Senior Reporter
Diesel Average Gains 7.8¢ to $2.099; Biggest Increase Since February 2013
The U.S. average retail diesel price rose for a fourth consecutive week in the biggest climb in a single week since 2013, as it marched after higher oil prices.
Diesel jumped 7.8 cents to $2.099, the Department of Energy said on March 14.
That was its biggest weekly gain since Feb. 11, 2013, when it ballooned 8.2 cents over the previous week.
Diesel remained 81.8 cents cheaper than a year ago when the price was $2.917, DOE said.
Also, the average price of regular gasoline leaped 12 cents to $1.961, DOE said after its March 14 survey of fueling stations.
That was gasoline’s highest weekly increase since March 2, 2015, when it spiked 14.1 cents to $2.473. Still it was 49.2 cents cheaper than a year earlier.
Despite the increases, analysts remained confident the overall low-price environment would continue.

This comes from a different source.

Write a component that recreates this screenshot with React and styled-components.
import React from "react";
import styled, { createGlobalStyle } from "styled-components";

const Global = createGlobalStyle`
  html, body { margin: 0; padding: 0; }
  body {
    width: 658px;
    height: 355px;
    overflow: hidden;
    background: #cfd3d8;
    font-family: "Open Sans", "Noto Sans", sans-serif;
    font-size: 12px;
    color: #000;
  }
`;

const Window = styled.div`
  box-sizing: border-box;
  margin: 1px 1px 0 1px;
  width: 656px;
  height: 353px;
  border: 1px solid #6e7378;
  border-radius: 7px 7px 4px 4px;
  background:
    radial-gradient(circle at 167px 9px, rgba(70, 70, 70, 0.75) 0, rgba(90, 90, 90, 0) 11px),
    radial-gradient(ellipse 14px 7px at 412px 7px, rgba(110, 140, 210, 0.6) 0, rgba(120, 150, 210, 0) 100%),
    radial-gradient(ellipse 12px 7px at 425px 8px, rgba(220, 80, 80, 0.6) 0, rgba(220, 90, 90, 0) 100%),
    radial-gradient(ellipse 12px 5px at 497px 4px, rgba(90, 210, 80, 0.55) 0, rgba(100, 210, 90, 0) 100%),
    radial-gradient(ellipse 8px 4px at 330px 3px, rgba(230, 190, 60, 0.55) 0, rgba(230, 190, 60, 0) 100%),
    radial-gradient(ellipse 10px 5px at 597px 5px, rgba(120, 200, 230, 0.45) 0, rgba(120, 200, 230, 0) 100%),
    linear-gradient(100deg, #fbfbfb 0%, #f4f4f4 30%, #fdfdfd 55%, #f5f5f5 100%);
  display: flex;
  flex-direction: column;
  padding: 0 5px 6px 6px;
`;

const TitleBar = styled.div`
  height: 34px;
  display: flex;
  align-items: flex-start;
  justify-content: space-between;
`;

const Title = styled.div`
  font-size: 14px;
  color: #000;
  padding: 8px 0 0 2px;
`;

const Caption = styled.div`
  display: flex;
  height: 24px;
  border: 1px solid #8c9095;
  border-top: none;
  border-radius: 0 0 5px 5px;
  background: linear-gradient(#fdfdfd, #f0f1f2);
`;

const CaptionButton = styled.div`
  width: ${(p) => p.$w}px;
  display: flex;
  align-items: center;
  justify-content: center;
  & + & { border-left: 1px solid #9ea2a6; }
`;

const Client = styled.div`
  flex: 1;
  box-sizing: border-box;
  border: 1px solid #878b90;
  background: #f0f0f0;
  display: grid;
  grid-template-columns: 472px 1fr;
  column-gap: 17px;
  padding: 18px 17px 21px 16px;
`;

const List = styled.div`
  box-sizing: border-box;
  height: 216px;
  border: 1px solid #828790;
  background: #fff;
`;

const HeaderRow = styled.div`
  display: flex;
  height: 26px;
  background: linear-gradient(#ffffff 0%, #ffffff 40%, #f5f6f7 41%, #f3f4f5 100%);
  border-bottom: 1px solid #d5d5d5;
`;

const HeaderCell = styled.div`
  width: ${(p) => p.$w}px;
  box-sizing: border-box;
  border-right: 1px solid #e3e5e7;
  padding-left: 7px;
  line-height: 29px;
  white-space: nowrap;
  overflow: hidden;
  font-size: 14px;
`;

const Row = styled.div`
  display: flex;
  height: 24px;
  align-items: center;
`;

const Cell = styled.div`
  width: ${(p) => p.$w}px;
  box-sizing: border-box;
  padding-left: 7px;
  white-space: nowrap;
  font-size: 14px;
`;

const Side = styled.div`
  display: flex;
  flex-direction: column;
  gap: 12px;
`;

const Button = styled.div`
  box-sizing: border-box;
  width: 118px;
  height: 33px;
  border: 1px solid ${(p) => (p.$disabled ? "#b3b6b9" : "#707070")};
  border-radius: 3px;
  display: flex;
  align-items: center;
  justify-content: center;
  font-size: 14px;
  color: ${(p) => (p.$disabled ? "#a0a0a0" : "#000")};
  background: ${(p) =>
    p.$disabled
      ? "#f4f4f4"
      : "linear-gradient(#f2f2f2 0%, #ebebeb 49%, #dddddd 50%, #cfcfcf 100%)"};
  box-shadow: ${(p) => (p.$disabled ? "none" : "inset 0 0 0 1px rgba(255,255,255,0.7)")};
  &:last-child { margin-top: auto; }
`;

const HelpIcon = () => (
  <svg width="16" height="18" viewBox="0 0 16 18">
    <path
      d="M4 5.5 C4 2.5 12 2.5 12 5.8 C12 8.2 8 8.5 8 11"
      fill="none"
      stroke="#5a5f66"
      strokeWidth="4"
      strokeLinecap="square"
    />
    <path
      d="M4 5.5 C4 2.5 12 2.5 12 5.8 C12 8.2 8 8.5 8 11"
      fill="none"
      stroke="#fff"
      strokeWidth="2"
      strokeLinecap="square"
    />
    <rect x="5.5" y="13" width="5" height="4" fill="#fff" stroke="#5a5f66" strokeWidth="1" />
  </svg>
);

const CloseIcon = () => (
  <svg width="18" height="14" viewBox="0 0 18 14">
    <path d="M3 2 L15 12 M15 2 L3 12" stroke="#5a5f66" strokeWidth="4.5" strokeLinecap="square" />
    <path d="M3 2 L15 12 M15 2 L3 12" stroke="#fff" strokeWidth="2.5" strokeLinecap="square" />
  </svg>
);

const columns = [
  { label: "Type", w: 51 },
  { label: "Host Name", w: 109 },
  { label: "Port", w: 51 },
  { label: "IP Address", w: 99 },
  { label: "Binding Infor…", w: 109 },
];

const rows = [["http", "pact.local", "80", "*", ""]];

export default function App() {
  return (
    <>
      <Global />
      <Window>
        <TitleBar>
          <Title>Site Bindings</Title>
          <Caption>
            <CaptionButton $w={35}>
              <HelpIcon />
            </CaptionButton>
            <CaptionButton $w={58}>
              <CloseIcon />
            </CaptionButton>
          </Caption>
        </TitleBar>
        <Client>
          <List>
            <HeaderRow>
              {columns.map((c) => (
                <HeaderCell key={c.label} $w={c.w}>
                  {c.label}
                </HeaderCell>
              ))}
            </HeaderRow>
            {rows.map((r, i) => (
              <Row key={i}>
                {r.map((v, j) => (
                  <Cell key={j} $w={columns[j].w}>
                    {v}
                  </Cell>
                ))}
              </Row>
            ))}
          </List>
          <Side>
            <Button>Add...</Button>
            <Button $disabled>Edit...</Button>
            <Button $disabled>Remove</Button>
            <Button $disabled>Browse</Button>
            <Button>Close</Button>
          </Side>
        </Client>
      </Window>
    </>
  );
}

“The expectation we have, and I think most carriers have, is that [diesel] is going to stay down in this area — maybe not below $2, but I don’t think anyone is really expecting a big increase, in part because demand isn’t all that strong,” Tom Sanderson, CEO of logistics provider Transplace, told Transport Topics. “Also, if you look at the inventory levels of crude oil, they are enormous,”

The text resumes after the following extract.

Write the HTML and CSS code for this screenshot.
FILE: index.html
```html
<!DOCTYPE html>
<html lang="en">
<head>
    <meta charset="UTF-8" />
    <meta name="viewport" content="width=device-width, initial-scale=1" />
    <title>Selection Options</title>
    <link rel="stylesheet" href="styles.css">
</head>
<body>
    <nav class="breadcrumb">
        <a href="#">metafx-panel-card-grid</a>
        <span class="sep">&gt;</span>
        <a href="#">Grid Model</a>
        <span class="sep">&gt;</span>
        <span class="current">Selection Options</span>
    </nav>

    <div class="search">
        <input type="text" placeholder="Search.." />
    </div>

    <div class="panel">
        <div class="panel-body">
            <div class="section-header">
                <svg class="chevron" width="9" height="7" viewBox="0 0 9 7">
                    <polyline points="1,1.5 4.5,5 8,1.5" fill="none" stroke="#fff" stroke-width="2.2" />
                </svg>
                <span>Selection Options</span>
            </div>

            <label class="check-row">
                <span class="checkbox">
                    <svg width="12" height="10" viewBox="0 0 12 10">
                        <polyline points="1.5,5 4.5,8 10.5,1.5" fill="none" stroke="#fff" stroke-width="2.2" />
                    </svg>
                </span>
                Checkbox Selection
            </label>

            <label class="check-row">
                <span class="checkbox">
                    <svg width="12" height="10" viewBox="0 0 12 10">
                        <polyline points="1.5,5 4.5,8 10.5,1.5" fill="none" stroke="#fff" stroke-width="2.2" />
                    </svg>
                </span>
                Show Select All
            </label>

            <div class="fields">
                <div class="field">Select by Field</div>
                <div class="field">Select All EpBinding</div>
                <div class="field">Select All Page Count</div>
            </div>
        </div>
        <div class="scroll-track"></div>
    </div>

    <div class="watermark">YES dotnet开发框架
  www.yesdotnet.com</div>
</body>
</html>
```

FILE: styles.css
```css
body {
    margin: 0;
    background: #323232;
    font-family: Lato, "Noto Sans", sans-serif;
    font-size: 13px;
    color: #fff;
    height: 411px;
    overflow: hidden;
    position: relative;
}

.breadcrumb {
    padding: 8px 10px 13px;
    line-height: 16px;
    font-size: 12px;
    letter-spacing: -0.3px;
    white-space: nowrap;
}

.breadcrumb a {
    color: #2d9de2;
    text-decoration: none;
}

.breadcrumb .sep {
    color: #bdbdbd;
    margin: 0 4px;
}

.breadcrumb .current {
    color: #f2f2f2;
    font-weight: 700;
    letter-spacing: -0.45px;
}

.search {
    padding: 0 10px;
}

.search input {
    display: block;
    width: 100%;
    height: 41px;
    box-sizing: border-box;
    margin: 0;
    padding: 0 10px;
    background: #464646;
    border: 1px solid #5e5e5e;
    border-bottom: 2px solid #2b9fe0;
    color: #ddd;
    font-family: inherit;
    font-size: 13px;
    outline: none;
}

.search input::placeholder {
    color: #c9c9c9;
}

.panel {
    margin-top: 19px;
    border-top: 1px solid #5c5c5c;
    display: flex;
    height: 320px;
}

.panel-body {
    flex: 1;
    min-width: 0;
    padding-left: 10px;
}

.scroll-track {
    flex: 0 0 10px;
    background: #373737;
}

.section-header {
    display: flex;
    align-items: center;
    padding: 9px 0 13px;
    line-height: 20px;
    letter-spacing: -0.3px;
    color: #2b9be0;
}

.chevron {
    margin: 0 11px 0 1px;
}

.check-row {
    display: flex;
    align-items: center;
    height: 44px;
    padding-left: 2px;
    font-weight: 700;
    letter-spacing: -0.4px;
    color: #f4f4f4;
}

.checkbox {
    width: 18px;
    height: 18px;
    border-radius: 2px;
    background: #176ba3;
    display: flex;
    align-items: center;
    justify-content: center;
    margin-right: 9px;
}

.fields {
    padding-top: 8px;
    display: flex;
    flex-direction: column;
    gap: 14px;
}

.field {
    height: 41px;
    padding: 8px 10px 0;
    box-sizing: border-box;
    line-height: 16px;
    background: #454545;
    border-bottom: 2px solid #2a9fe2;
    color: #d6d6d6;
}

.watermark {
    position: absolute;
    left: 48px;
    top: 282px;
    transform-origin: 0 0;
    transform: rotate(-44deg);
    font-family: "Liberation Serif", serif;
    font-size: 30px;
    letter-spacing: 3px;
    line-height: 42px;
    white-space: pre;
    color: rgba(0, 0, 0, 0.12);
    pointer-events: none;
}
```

Low fuel prices are especially helpful for truckload carriers because, in many cases, they run empty and out-of-route miles that do not qualify for a fuel surcharge, Sanderson said.
Diesel rose in all regions of the country last week and remained barely below $2 in only two areas: the Gulf Coast, the lowest overall, at $1.990, and the Rocky Mountain area at $1.999. Once again, California had the highest price, $2.390.
“Make no mistake. There are stronger crude oil prices right now [lifting diesel prices]. The price of crude oil has jumped up from its bottom,” Denton Cinquegrana, an analyst with the Oil Price Information Service, told TT on March 16.
“We even made a run at $40 a barrel late last week but fell just shy of it,” he added.
Crude oil futures on the New York Mercantile Exchange closed at $38.50 on March 11, the highest price in a month and closed at $42.20 on March 17.
“Diesel prices are going to remain relatively cheap,” compared with the past couple of years, Cinquegrana said.
DOE’s Energy Information Administration reported that distillate stocks fell by 1.1 million barrels the week before to 161.3 million barrels from 162.5 million. A year earlier, the stocks stood at 125.9 million barrels.
Cinquegrana noted distillate stocks were still heavy for this time of year, but they had gone down in recent weeks. He attributed some of the decline to refineries’ planned spring maintenance schedules, saying those were in the “seventh or eighth inning, in a baseball analogy.”
EIA also said March 16 that total motor gasoline imports, including both finished gasoline and gasoline blending components, last week averaged 716,000 barrels per day. Distillate fuel imports averaged 258,000 barrels per day last week, which was up from 133,000 barrels the week before.
Meanwhile, Cinquegrana said he expects retail gasoline prices in the second or third quarter are going to be higher than those for diesel. He noted the prices for the two fuels were within about 15 cents of each other. “A month ago, it was almost 30 cents.”
Looking at where oil prices may go, Angus Nicholson, an analyst at IG Ltd. in Melbourne, Australia, told Bloomberg News, “There is a downside risk to prices if Iranian output picks up a lot quicker than markets are expecting. Oil has had some pretty good upward momentum, but there is still a huge amount of inventory that needs to be cleared.”
Bloomberg said Iran aims to increase production to 4 million barrels a day before it will consider joining oil producers in a proposal to freeze output.
That would be the highest since October 2008, according to the Joint Organisations Data Initiative, a collaboration based in Riyadh, Saudi Arabia. Iran was OPEC’s second-biggest producer before sanctions were stepped up in 2012.